The inequality to be shown can then be reformulated as $$\frac{B_{n+1}}{B_n} \geq \frac{B_n}{B_{n-1}} \Longleftrightarrow 1 + \frac{S_n}{B_n} \geq 1 + \frac{S_{n-1}}{B_{n-1}} \Longleftrightarrow A_n \geq A_{n-1},$$
and we know the last inequality holds because we’ve already shown that $A_n$ is increasing.

Some more references, which will give you some additional proofs if you’re interested in tracking them down.

  • Asai, Kubo, and Kuo [“Bell numbers, log-concavity, and log-convexity,” Acta Applicandae Mathematicae 63 (2000) 79-87] give an upper bound as well as the lower one:

    $$1 \leq \frac{B_{n+1}B_{n-1}}{B_n^2} \leq 1 + \frac{1}{n}.$$

(Added: The Bender and Canfield paper mentioned below gives this bound as well.)

  • Liu and Wang [“On the log-convexity of combinatorial sequences,” Advances in Applied Mathematics 39 (2007) 453-476] state

“The log-convexity of the Bell numbers was first obtained by Engel [“On the average rank of an element in a filter of the partition lattice,” Journal of Combinatorial Theory Series A 65 (1994) 67-78] . Then Bender and Canfield [“Log-concavity and related properties of the cycle index polynomials,” Journal of Combinatorial Theory Series A 74 (1996) 57-70] gave a proof by means of the exponential generating function of the Bell numbers. Another interesting proof is to use Dobinski formula [as in anon’s answer]. We can also obtain the log-convexity of the Bell numbers by Proposition 2.3 and the well-known recurrence $$B_{n+1} = \sum_{k=0}^n \binom{n}{k} B_k.”$$

Liu and Wang’s proposition 2.3 (due to Davenport and Pólya) says

If $\{x_n\}$ is log-convex, and $z_n = \sum_{k=0}^n \binom{n}{k} x_k$, then $\{z_n\}$ is log-convex as well.
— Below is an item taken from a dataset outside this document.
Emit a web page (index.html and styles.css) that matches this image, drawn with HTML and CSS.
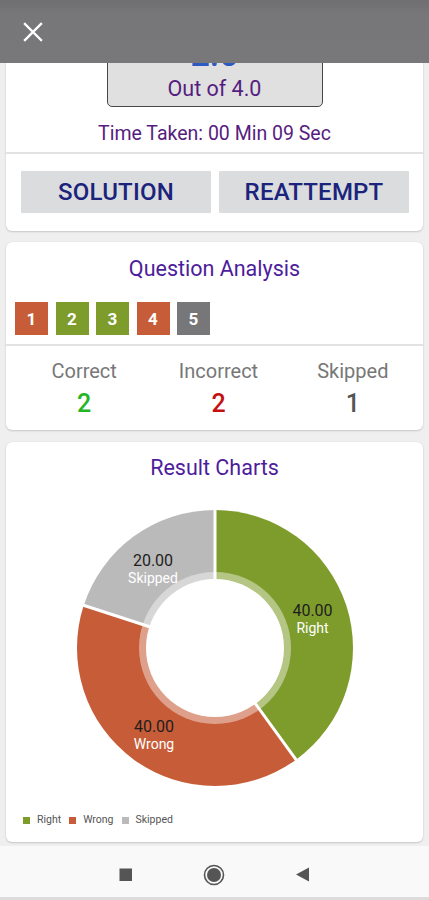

While at first this may seem circular when applied to the Bell numbers, it’s not. Proposition 2.3 says that if $x_{k-1}x_{k+1} \geq x_k^2$ for $1 \leq k \leq n-1$ then $z_{k-1}z_{k+1} \geq z_k^2$ for $1 \leq k \leq n-1$. With the Bell number recurrence, then, we have $B_{k-1}B_{k+1} \geq B_k^2$ for $1 \leq k \leq n-1$ implying $B_{k}B_{k+2} \geq B_{k+1}^2$ for $1 \leq k \leq n-1$. Since we can easily check that $B_0 B_2 \geq B_1^2$, this gives us an inductive proof of the log-convexity of the Bell numbers.

  • (Added 2) Canfield, in “Engel’s inequality for Bell numbers” [Journal of
    Combinatorial Theory Series A
    72 (1995) 184-187], discusses this inequality as well and gives the same proof as in my other answer.